If you call Pizza Hut in India ... [y]ou can order a pizza in five seconds. It rules.

Unfortunately, when it arrives, it turns out to have been made by Pizza Hut.
posted by kindall at 12:27 PM on July 2, 2004

but isn't that why they're asking for your address? So you can get something in the mail? Or to verify that your quoted mailing address matches the one your CC has on file?

Well, out here the problem is that if you enter the ZIP code and have it deduce where you live, it gets it wrong. Meaning, that I live in West Topsham Vermont. That is where the house and the post office are. This is a "village" in the larger town of Topsham which has no post office, there are only village post offices. However, for mail that comes to my ZIP, if the computer has used a lookup table -- says I live in East Orange Vermont. This is another village in my town, nearby, and mail that comes addressed to my PO box will make it to me eventually, but it's just not my address. It fails the credit card lookup which seems to need to match more than ZIP code.

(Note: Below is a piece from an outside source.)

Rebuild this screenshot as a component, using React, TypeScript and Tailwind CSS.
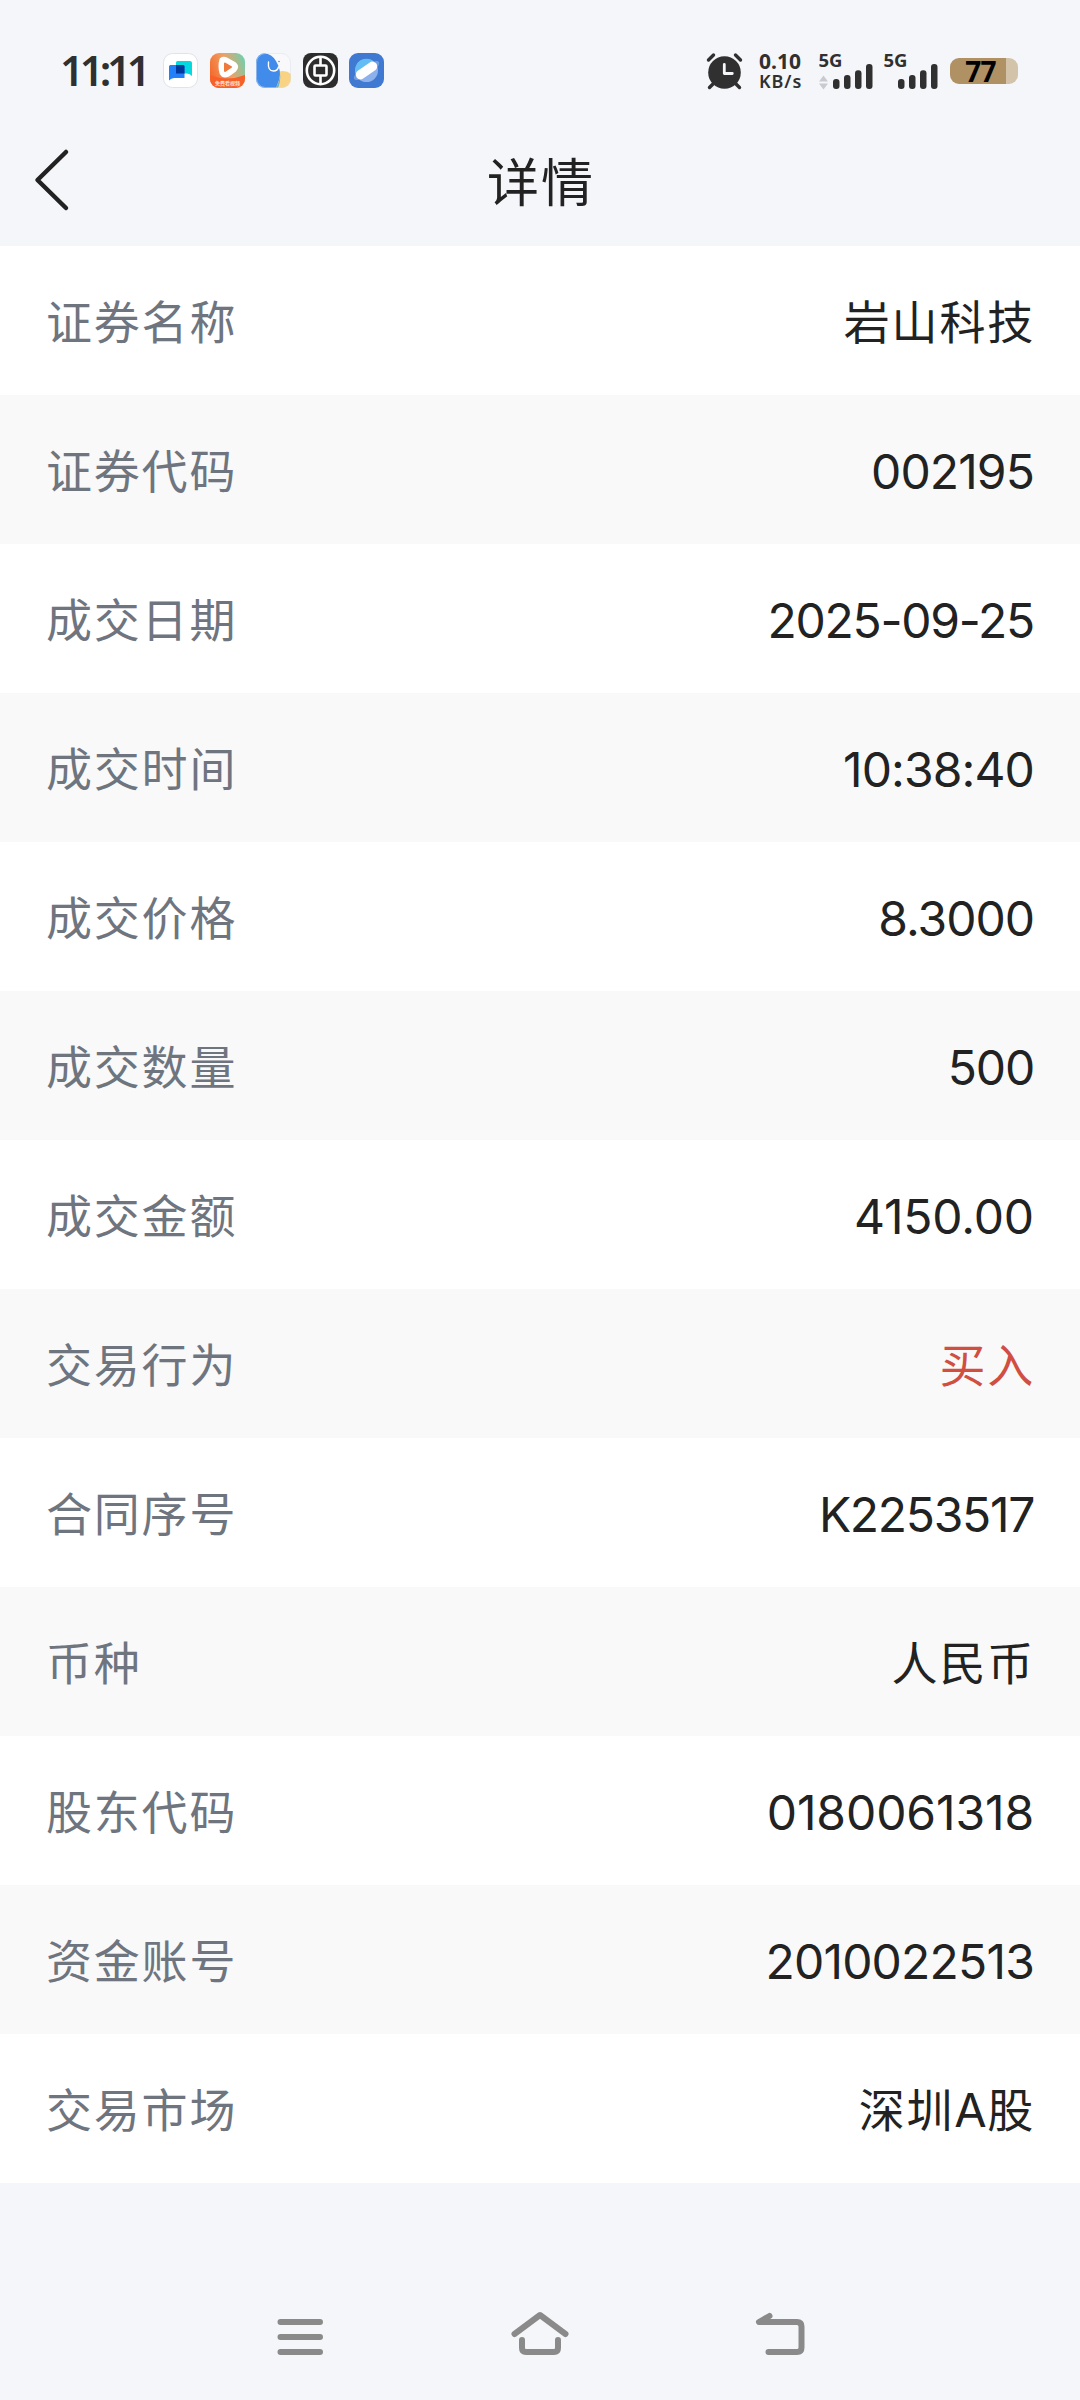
import React from "react";

const CJK = "font-['Noto_Sans_CJK_SC',sans-serif]";

const rows = [
  { label: "证券名称", value: "岩山科技" },
  { label: "证券代码", value: "002195", tracking: "tracking-[-0.9px]" },
  { label: "成交日期", value: "2025-09-25", tracking: "tracking-[-1.25px]" },
  { label: "成交时间", value: "10:38:40", tracking: "tracking-[-0.9px]" },
  { label: "成交价格", value: "8.3000", tracking: "tracking-[-1px]" },
  { label: "成交数量", value: "500", tracking: "tracking-[-1.2px]" },
  { label: "成交金额", value: "4150.00", tracking: "tracking-[-0.15px]" },
  { label: "交易行为", value: "买入", color: "text-[#d04f40]" },
  { label: "合同序号", value: "K2253517", tracking: "tracking-[-1.3px]" },
  { label: "币种", value: "人民币" },
  { label: "股东代码", value: "0180061318", tracking: "tracking-[-0.1px]" },
  { label: "资金账号", value: "2010022513", tracking: "tracking-[-0.8px]" },
  {
    label: "交易市场",
    value: (
      <>
        深圳<span className="font-['Inter',sans-serif] text-[47px] leading-none tracking-[0.5px]">A</span>股
      </>
    ),
  },
];

const ChatAppIcon = () => (
  <svg width="35" height="35" viewBox="0 0 35 35">
    <rect x="0.5" y="0.5" width="34" height="34" rx="9" fill="#fff" stroke="#e2e3e8" />
    <path d="M14.500 8H27q2 0 2 2v13q-2-2.500-5-2.500H13V9.500Q13 8 14.500 8z" fill="#04d9e0" />
    <path d="M7.500 12H20q1.500 0 1.500 1.500V25H11q-3 0-5 2.500V13.500Q6 12 7.500 12z" fill="#2380fb" />
    <path d="M13 12h7q1.500 0 1.500 1.500v7H13z" fill="#03379b" />
  </svg>
);

const VideoAppIcon = () => (
  <svg width="35" height="35" viewBox="0 0 35 35">
    <defs>
      <linearGradient id="video" x1="0" y1="0.6" x2="1" y2="0.2">
        <stop offset="0" stopColor="#f5692c" />
        <stop offset="0.5" stopColor="#efa064" />
        <stop offset="1" stopColor="#72cfae" />
      </linearGradient>
      <clipPath id="videoClip">
        <rect width="35" height="35" rx="9" />
      </clipPath>
    </defs>
    <g clipPath="url(#videoClip)">
      <rect width="35" height="35" fill="url(#video)" />
      <path d="M0 22q17 7 35 0v13H0z" fill="#f8602a" />
    </g>
    <path d="M11.500 6.500q2-1.500 5 0l8 4.500q3 3 0 6l-7 5q-4 1.500-6-2q-2-7 0-13.500z" fill="#fff" stroke="#fff" strokeWidth="4" strokeLinejoin="round" />
    <path d="M15 10.500l6 3.500-6 4z" fill="#ee7a3d" stroke="#ee7a3d" strokeWidth="2" strokeLinejoin="round" />
    <text x="17.500" y="32" textAnchor="middle" fontSize="5" fill="#ffe3cf" className="font-['Noto_Sans_CJK_SC',sans-serif] font-bold">免费看视频</text>
  </svg>
);

const ElephantAppIcon = () => (
  <svg width="35" height="35" viewBox="0 0 35 35">
    <defs>
      <clipPath id="elephantClip">
        <rect width="35" height="35" rx="9" />
      </clipPath>
    </defs>
    <g clipPath="url(#elephantClip)">
      <rect width="35" height="35" fill="#f9f9fb" />
      <circle cx="27" cy="30" r="12" fill="#f8d384" />
      <path d="M0 0h8q8 1 12 8q6 10 3 19l-3 8H0z" fill="#418bea" />
      <path d="M24 20q0 8-4 15h2q3-7 2-15z" fill="#58b1e0" />
      <path d="M0 7Q1 1 8 0H0z" fill="#f9f9fb" />
      <path d="M12.500 9q-1 9 5 9q4 0 5-4" fill="none" stroke="#fff" strokeWidth="1.400" strokeLinecap="round" />
      <circle cx="23" cy="8.500" r="0.800" fill="#418bea" />
    </g>
    <rect x="0.5" y="0.5" width="34" height="34" rx="9" fill="none" stroke="#d9dfea" strokeOpacity="0.5" />
  </svg>
);

const BankAppIcon = () => (
  <svg width="35" height="35" viewBox="0 0 35 35">
    <rect width="35" height="35" rx="8" fill="#2d2d2d" />
    <circle cx="17.500" cy="17.500" r="13.700" fill="none" stroke="#fff" strokeWidth="2.600" />
    <rect x="11.500" y="12.500" width="12" height="10" rx="1" fill="none" stroke="#fff" strokeWidth="2.600" />
    <path d="M17.500 4v8M17.500 23v8" stroke="#fff" strokeWidth="2.600" />
  </svg>
);

const BrowserAppIcon = () => (
  <svg width="35" height="35" viewBox="0 0 35 35">
    <rect width="35" height="35" rx="9" fill="#3f79d2" />
    <circle cx="17.500" cy="17.500" r="11.500" fill="#8db1ec" />
    <path d="M6.500 19Q6 8 15 6q7-1 11 4L8 23q-1.500-2-1.500-4z" fill="#62bdf5" />
    <ellipse cx="17.500" cy="17.500" rx="15" ry="5" transform="rotate(-35 17.500 17.500)" fill="#8db1ec" fillOpacity="0.65" />
    <rect x="5.500" y="12.800" width="24" height="9.400" rx="4.700" transform="rotate(-35 17.500 17.500)" fill="#fff" />
  </svg>
);

const AlarmIcon = () => (
  <svg width="38" height="38" viewBox="0 0 38 38">
    <g stroke="#303031" strokeWidth="3.400" strokeLinecap="round">
      <path d="M2.500 8L7.500 3M34.500 8L29.500 3M7 32l-3.500 3.500M30 32l3.500 3.500" />
    </g>
    <circle cx="18.500" cy="20.500" r="16.300" fill="#303031" />
    <path d="M18.300 12.500v9h8" fill="none" stroke="#f5f6fa" strokeWidth="2.800" strokeLinecap="round" strokeLinejoin="round" />
  </svg>
);

const Signal = ({ arrows = false }) => (
  <svg className="overflow-visible" width="56" height="38" viewBox="0 0 56 38">
    <text x="0.500" y="14.800" fontSize="18" textLength="24" lengthAdjust="spacingAndGlyphs" fill="#303031" className="font-['Noto_Sans',sans-serif] font-bold">5G</text>
    {arrows && <path d="M1 29.500L5.500 23.500 10 29.500zM1 31.500h9L5.500 37.500z" fill="#c9cacf" />}
    <g fill="#303031">
      <rect x="15" y="27" width="6.500" height="10" rx="3" />
      <rect x="26" y="23" width="6.500" height="14" rx="3" />
      <rect x="37" y="18.300" width="6.500" height="18.700" rx="3" />
      <rect x="48" y="12" width="6.500" height="25" rx="3" />
    </g>
  </svg>
);

const StatusBar = () => (
  <div className="flex h-[136px] items-start justify-between pt-[52px] pr-[62px] pl-[60px] text-[#303031]">
    <div className="flex items-center">
      <span className="w-[103px] font-['Noto_Sans',sans-serif] text-[42px] leading-[36px] font-semibold tracking-[-4.200px] whitespace-nowrap">11:11</span>
      <div className="flex gap-[11.600px] pt-px">
        <ChatAppIcon />
        <VideoAppIcon />
        <ElephantAppIcon />
        <BankAppIcon />
        <BrowserAppIcon />
      </div>
    </div>
    <div className="flex items-start">
      <AlarmIcon />
      <div className="ml-[15px] w-[59px] font-['Noto_Sans',sans-serif]">
        <div className="text-[21px] leading-[18px] font-bold">0.10</div>
        <div className="text-[18px] leading-[22px] font-semibold tracking-[0.9px]">KB/s</div>
      </div>
      <Signal arrows />
      <div className="ml-[9px]">
        <Signal />
      </div>
      <div className="mt-[6px] ml-[11px] flex h-[26px] w-[68px] items-center justify-center rounded-[9px] bg-[linear-gradient(90deg,#b09164_56px,#d3c3ab_56px)] pr-[7px] font-['Noto_Sans',sans-serif] text-[28px] leading-[26px] font-bold tracking-[-0.8px] text-black">
        77
      </div>
    </div>
  </div>
);

const Header = () => (
  <div className="grid h-[110px] grid-cols-3 items-start">
    <svg className="mt-[12px] ml-[34px]" width="36" height="64" viewBox="0 0 36 64">
      <path d="M32 4L3.500 32l28.500 28" fill="none" stroke="#222" strokeWidth="4.500" strokeLinecap="round" strokeLinejoin="round" />
    </svg>
    <h1 className="pt-[14px] pl-[2px] text-center text-[52px] leading-[60px] tracking-[2px] text-[#222]">详情</h1>
  </div>
);

const NavBar = () => (
  <div className="flex h-[217px] justify-between px-[272px] pt-[127px]">
    <svg width="56" height="54" viewBox="272 2310 56 54" fill="none" stroke="#8a8a8a" strokeWidth="6" strokeLinecap="round">
      <path d="M280.500 2322h39.500M280.500 2337h39.500M280.500 2352h39.500" />
    </svg>
    <svg width="60" height="54" viewBox="510 2310 60 54" fill="none" stroke="#8a8a8a" strokeWidth="6" strokeLinecap="round" strokeLinejoin="round">
      <path d="M514.500 2334L540 2315l25.500 19M522 2340v8q0 4 4 4h28q4 0 4-4v-8" />
    </svg>
    <svg width="56" height="54" viewBox="752 2310 56 54" fill="none" stroke="#8a8a8a" strokeWidth="6" strokeLinecap="round" strokeLinejoin="round">
      <path d="M769.500 2316L759 2322h38q4.500 0 4.500 4.500v21q0 4.500-4.500 4.500h-28.500" />
    </svg>
  </div>
);

const App = () => {
  return (
    <div className={`flex h-[2400px] w-[1080px] flex-col overflow-hidden bg-[#f5f6fa] ${CJK}`} lang="zh-CN">
      <StatusBar />
      <Header />
      <div>
        {rows.map((row) => (
          <div key={row.label} className="flex h-[149px] items-center justify-between bg-white pr-[45px] pl-[46px] even:bg-[#f9f9f9]">
            <span className="pb-[3px] text-[46px] leading-[60px] tracking-[1.8px] text-[#6f757f]">{row.label}</span>
            {row.tracking ? (
              <span className={`pt-[5px] pr-px font-['Inter',sans-serif] text-[48px] leading-[60px] text-[#222] ${row.tracking}`}>{row.value}</span>
            ) : (
              <span className={`pb-[3px] text-[46px] leading-[60px] tracking-[1.8px] ${row.color || "text-[#222]"}`}>{row.value}</span>
            )}
          </div>
        ))}
      </div>
      <NavBar />
    </div>
  );
};

export default App;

Delivery drivers who are not the USPS [fedex, UPS] who get an East Orange home address on packages will drive around East Orange looking for my street address [which is on a highway] and will not find it, ever. The good news is that if this ZIP code were fed into the missle targetting computers, they'd be bombing the next village over. As it is, this has been a problem all of twice, but it was a serious hassle when it happened, thanks to the incorrect ZIP = mailing address idea.
posted by jessamyn at 12:30 PM on July 2, 2004

Because different cards need different information taken? Amex has a different type of security code, and a different length of digits, for instance. So you ask, you input and your form updates with the next thing to ask.

If someone tried to pay with a British Switch card it could start with 3, 5 or 6 (ime, and there are surely more), which would no doubt do nasty things to a system that was expecting a Visa number there.

And it future-proofs. A new card could come out, and then the operator would be able to say, "Sorry, we don't take them".

Three good reasons for that two-second question. Now go make McDonald's drop the gherkin.